** START OF Dataset excerpts **

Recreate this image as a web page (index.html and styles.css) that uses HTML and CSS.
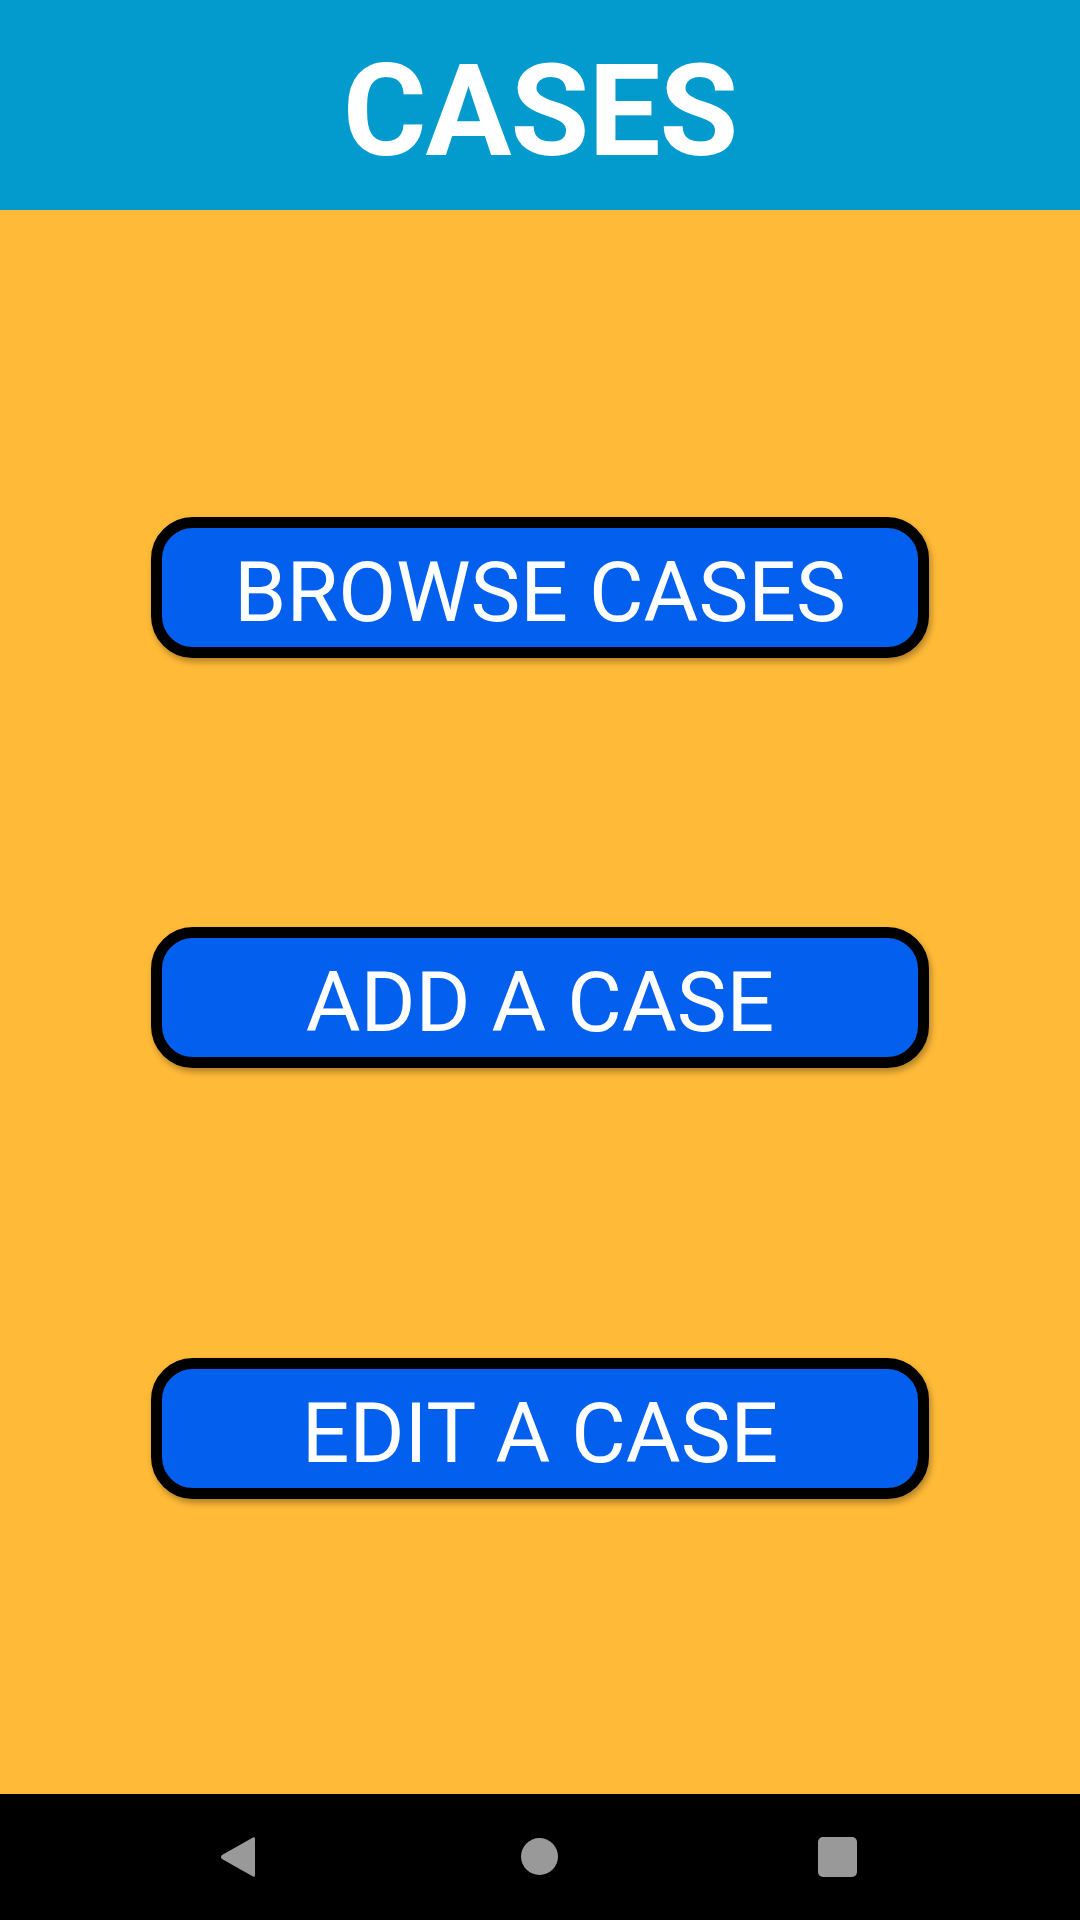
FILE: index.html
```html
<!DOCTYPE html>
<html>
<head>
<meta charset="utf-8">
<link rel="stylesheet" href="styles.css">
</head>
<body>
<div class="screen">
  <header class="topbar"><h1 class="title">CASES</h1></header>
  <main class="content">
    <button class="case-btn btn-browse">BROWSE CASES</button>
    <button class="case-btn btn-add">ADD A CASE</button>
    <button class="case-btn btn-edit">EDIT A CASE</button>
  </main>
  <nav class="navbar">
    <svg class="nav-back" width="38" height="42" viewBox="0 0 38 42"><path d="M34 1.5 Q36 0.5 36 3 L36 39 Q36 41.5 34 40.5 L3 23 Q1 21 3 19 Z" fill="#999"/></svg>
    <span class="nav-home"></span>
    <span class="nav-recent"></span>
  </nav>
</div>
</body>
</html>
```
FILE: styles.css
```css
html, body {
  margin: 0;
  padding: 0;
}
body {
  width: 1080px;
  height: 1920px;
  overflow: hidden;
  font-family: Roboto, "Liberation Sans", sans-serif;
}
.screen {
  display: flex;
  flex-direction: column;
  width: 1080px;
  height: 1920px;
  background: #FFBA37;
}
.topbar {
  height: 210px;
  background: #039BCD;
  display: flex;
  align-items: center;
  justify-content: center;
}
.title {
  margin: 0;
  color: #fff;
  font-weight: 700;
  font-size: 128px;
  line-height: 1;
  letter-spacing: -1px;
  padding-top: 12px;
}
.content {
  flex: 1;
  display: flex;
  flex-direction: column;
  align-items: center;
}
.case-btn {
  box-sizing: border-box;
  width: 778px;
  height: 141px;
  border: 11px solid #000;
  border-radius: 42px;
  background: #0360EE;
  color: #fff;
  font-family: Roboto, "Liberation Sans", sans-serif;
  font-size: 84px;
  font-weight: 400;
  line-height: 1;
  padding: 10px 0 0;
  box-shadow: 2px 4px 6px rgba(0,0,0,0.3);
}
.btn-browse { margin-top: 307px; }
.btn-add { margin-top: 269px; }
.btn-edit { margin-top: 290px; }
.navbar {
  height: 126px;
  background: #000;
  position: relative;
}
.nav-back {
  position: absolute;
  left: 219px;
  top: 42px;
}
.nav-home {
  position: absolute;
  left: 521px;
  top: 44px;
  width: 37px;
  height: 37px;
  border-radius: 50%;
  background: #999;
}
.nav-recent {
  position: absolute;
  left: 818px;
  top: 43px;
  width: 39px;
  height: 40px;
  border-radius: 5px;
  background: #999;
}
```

** END OF Dataset excerpts **
** START OF Dataset excerpts **

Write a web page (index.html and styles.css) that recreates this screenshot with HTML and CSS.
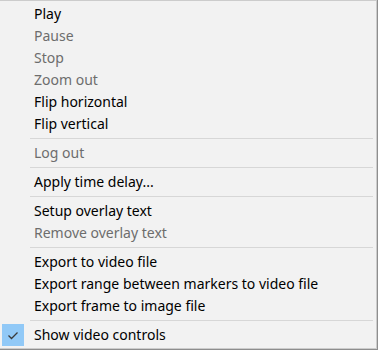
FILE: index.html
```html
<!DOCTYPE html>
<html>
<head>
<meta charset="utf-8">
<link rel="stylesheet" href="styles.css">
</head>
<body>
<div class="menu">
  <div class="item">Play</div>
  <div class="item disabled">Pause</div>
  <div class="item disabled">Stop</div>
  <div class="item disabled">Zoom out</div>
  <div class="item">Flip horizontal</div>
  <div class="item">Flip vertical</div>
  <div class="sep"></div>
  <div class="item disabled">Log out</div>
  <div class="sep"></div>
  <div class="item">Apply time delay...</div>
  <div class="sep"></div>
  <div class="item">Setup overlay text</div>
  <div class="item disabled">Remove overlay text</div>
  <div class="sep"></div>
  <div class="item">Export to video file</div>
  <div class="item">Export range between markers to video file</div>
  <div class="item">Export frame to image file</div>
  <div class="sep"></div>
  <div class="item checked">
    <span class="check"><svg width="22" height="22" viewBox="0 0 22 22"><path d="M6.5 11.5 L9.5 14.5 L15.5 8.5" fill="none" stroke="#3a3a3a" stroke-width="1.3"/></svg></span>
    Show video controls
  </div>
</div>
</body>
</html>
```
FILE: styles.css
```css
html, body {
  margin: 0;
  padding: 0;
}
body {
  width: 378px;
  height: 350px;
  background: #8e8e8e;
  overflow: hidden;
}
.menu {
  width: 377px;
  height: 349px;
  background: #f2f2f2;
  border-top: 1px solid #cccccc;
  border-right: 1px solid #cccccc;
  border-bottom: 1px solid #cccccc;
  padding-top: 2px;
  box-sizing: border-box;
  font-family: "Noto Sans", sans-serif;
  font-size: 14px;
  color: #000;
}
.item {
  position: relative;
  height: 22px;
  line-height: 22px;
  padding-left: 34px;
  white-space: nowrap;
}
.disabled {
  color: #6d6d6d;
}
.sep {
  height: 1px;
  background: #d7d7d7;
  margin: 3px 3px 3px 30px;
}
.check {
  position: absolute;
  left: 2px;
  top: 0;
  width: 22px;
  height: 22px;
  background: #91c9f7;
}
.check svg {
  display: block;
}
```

** END OF Dataset excerpts **
** START OF Dataset excerpts **

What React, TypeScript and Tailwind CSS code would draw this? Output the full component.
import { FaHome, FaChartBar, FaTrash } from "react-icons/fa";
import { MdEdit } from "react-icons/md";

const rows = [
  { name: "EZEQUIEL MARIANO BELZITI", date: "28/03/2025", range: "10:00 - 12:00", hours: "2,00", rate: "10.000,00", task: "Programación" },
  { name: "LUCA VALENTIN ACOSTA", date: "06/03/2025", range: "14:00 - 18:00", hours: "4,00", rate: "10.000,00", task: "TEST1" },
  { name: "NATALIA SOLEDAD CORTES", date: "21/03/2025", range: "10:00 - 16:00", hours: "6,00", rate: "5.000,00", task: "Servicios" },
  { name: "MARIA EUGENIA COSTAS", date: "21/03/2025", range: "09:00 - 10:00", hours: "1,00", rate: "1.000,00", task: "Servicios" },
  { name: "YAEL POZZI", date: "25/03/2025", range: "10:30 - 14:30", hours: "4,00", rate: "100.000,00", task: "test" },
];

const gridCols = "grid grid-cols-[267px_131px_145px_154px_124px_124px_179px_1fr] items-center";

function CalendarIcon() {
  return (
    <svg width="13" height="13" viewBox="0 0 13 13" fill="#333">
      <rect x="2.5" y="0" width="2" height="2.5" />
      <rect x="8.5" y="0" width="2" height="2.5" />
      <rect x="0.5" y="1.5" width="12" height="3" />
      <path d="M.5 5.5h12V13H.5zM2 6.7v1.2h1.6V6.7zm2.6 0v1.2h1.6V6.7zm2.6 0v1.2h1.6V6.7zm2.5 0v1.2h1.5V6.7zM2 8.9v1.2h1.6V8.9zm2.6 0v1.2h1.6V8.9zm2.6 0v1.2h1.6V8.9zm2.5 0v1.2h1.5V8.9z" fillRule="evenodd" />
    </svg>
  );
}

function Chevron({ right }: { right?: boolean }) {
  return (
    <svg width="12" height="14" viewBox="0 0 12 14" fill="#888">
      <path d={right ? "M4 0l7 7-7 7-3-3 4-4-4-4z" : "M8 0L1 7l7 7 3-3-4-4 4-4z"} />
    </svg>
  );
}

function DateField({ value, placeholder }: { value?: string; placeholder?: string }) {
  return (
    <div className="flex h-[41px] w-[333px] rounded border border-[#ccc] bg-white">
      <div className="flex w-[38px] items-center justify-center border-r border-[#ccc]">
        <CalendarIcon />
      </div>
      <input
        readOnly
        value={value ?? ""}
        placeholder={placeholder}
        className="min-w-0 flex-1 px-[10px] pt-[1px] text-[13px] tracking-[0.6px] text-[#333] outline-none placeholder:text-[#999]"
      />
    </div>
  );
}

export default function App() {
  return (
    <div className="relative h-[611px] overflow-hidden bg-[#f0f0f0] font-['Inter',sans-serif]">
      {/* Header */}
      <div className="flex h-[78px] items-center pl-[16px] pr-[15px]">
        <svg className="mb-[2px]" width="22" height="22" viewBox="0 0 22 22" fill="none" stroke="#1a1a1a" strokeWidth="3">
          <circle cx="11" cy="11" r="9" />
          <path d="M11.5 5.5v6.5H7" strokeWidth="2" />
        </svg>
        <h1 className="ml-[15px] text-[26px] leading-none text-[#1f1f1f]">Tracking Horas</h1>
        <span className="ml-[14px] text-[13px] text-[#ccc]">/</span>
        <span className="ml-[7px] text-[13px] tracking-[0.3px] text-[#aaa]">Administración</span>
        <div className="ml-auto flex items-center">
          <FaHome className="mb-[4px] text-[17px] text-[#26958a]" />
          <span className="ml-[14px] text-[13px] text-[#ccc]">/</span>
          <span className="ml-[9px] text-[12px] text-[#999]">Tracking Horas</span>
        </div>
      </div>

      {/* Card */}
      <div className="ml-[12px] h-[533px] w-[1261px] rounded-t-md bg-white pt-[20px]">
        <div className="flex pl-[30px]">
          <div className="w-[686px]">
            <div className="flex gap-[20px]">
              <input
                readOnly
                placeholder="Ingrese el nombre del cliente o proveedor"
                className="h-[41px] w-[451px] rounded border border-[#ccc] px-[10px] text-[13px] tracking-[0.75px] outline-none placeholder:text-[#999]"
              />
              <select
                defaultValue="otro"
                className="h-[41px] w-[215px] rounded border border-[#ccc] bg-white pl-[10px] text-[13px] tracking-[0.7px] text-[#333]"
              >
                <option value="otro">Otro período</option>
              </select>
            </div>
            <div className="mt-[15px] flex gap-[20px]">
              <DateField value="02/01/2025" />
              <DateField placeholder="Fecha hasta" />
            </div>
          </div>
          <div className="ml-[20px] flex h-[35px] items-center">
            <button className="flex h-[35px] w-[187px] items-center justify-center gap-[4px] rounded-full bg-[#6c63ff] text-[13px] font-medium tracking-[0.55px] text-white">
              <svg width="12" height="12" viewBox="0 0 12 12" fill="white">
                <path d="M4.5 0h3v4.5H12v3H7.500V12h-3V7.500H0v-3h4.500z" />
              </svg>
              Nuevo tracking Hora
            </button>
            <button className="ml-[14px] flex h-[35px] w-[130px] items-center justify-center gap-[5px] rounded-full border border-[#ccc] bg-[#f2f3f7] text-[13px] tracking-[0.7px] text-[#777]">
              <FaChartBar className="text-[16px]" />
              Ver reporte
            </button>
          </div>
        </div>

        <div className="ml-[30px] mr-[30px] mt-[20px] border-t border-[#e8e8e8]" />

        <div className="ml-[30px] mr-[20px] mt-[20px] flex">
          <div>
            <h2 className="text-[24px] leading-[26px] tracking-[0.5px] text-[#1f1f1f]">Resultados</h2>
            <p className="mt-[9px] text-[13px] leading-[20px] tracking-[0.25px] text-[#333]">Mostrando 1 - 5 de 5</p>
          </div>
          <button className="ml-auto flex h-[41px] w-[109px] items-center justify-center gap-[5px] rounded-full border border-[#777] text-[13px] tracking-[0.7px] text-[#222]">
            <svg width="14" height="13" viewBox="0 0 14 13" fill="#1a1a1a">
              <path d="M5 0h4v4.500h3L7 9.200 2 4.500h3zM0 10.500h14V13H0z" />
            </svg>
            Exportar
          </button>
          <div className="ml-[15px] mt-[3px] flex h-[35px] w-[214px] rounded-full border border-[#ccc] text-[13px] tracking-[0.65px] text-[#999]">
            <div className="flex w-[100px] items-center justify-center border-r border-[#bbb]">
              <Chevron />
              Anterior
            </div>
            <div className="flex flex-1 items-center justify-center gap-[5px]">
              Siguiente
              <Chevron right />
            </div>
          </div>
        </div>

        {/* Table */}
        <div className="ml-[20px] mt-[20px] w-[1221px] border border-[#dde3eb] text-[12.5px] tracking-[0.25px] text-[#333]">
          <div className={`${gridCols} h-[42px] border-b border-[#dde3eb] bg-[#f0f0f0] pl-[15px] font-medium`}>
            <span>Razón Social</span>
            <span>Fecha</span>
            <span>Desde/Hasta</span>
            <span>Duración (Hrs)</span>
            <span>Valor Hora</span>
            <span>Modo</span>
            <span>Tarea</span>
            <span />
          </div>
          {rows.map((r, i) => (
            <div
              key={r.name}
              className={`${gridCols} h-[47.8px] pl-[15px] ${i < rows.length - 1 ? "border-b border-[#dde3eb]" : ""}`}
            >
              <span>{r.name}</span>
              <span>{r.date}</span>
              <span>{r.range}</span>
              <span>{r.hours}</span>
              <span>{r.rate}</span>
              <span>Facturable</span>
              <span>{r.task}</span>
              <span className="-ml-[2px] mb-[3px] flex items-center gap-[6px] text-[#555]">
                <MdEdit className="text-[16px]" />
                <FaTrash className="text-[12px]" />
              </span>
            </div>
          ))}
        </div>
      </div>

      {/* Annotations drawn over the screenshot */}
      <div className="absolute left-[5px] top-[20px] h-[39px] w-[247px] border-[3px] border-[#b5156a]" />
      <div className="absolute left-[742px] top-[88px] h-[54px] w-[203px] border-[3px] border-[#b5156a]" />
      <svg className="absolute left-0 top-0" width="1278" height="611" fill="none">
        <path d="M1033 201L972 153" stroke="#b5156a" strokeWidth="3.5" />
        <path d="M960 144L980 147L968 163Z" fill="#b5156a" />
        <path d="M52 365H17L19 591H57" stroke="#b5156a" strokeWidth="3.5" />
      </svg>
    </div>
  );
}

** END OF Dataset excerpts **

### Stated goal
In the entries above, find every line holding the word "page" and copy it out.

### Written solution
Recreate this image as a web page (index.html and styles.css) that uses HTML and CSS.
Write a web page (index.html and styles.css) that recreates this screenshot with HTML and CSS.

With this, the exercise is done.